Guidance is mostly aspiration/qualitative: “aspire to double PAT” without a quantified bridge; FY27 revenue/margin guidance not provided in numbers.
Phasing ambiguity: renewable EBITDA benefit timing described as “four to five quarters” but also “every quarter… some addition,” without a clear quarterly ramp.


7. Historical Comparison & Consistency Analysis (vs prior calls provided)

Only Q2 FY26 (Nov 11, 2025) transcript was provided in full. The other “previous 3–4 calls” were not included, so comparison is limited to Q2 FY26.

a. Change in Tone Over Time

  • Shift: More Optimistic
  • What changed:
  • Q2 FY26 tone: “steady progress,” “operational discipline,” and margin improvement with some caveats (e.g., PAT sustainability discussion around depreciation policy).
  • Q4 FY26 tone: stronger certainty and momentum framing—“defining year,” “every quarter… better,” “deeply confident,” and “aspire to double PAT again.”
  • Willingness to provide more concrete energy targets (70%+ renewable; INR50–60 cr EBITDA benefit) is a step-up in specificity.

b. Tracking Past Commitments vs Outcomes (from Q2 FY26 → Q4 FY26)

  • Depreciation policy change (Q2 FY26):
  • Past statement: depreciation policy revision created “onetime impact” and management discussed sustainability via EBITDA margin expansion.
  • What expected: PAT sustainability after onetime effect offset by EBITDA margin.
  • What happened (as implied in Q4 FY26 call): management now reports sustained sequential improvements across quarters and PAT doubling for FY26.
  • Flag:Delivered (at least directionally; management claims sustained improvement rather than one-off).
  • Renewables target (Q2 FY26):
  • Past statement: target “70%, 75% renewable from about 15%, where we are today” over “15 to 18 months.”
  • What expected: ramp renewable share materially.
  • What happened (Q4 FY26): renewable share now ~10–15% and target “70% plus” by June next year (within ~1 year), suggesting progress.
  • Flag:On track / Accelerating (timing appears consistent or faster than 15–18 months).
  • Revenue growth guidance (Q2 FY26):
  • Past statement: expected revenue growth “12% to 15%” for the year.
  • What expected: mid-teens growth.
  • What happened: FY26 revenue reported as >INR3200 cr; management emphasizes strong growth and sequential improvement but does not restate the 12–15% number in Q4 call.
  • Flag:Partially verifiable (numbers not directly compared in transcript; however narrative suggests delivery).

c.
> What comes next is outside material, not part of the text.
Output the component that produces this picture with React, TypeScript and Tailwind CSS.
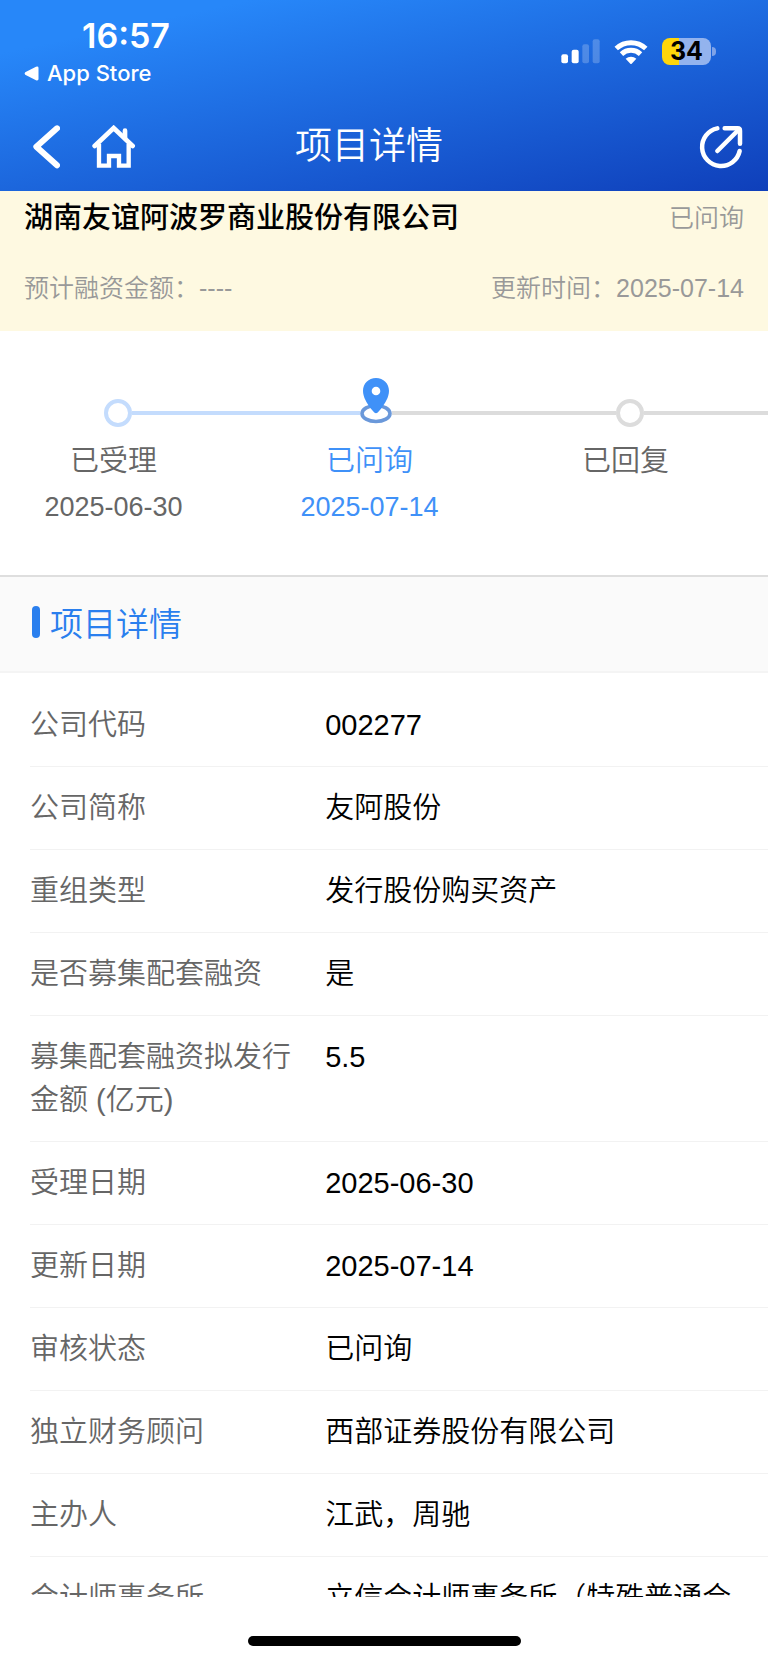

Narrative Shifts

  • From “capex cycle completion + margin sustainability” (Q2 FY26) to “structural cost reduction via renewables + backward integration + inflection point” (Q4 FY26).
  • Energy becomes more central and quantified in Q4 FY26 (INR50–60 cr EBITDA benefit), whereas Q2 FY26 discussed renewables savings more modestly (e.g., INR10 cr from 12 MW captive).
  • Risk framing changes: Q2 FY26 acknowledged tariff/market challenges (especially US) and depreciation policy effects; Q4 FY26 downplays macro risks and emphasizes execution confidence.

d. Consistency & Credibility Signals

  • Medium-to-High credibility based on:
  • Consistent explanation style: utilization + operational efficiency drive margins.
  • Management explicitly addresses one-time inventory gain concerns in Q4 FY26 (and ties to order book servicing).
  • Credibility limitation: lack of numeric spread disclosure and reliance on qualitative “better than before” makes it harder to validate claims quantitatively.
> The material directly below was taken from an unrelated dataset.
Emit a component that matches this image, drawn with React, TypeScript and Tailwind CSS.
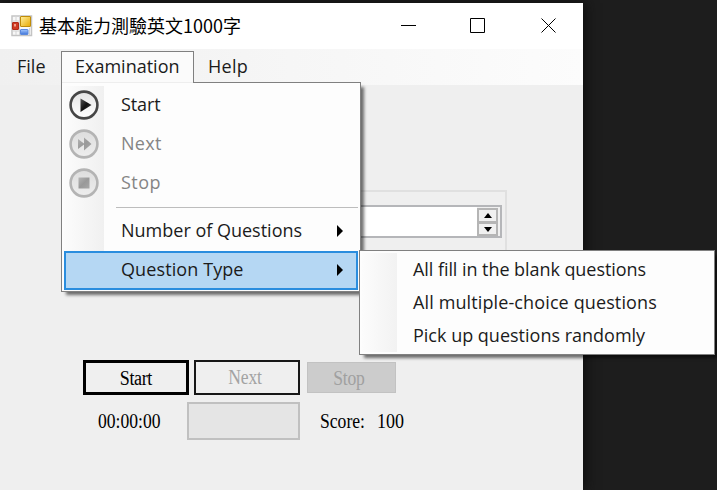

e. Evolution of Key Themes

  • Demand/momentum: improving (Q2: “healthy demand”; Q4: “every quarter better,” exports all-time high).
  • Margins: Q2 emphasized EBITDA margin expansion and sustainability; Q4 attributes margin improvements to utilization/efficiency and energy cost strategy.
  • Expansion/capex: Q2 framed as “capex cycle completed”; Q4 says “investment cycle… largely behind us” and new capex benefits start later.
  • Energy: from early renewable/captive savings discussion to a full renewable ramp plan with EBITDA impact.

f. Additional Insights (Cross-Period Intelligence)

  • The company’s margin story shifts from “bottoming of raw material cycle + capex efficiency” (Q2) to “renewables as structural EBITDA lever + recycled fiber integration” (Q4)—suggesting management believes the next margin step-up is less dependent on commodity spreads and more on controllable cost levers.
  • Management’s repeated refusal to attribute PAT to one-time inventory gains (Q4) contrasts with earlier Q2 discussions where one-time depreciation impact was explicitly acknowledged—suggesting they are proactively protecting credibility as results scale.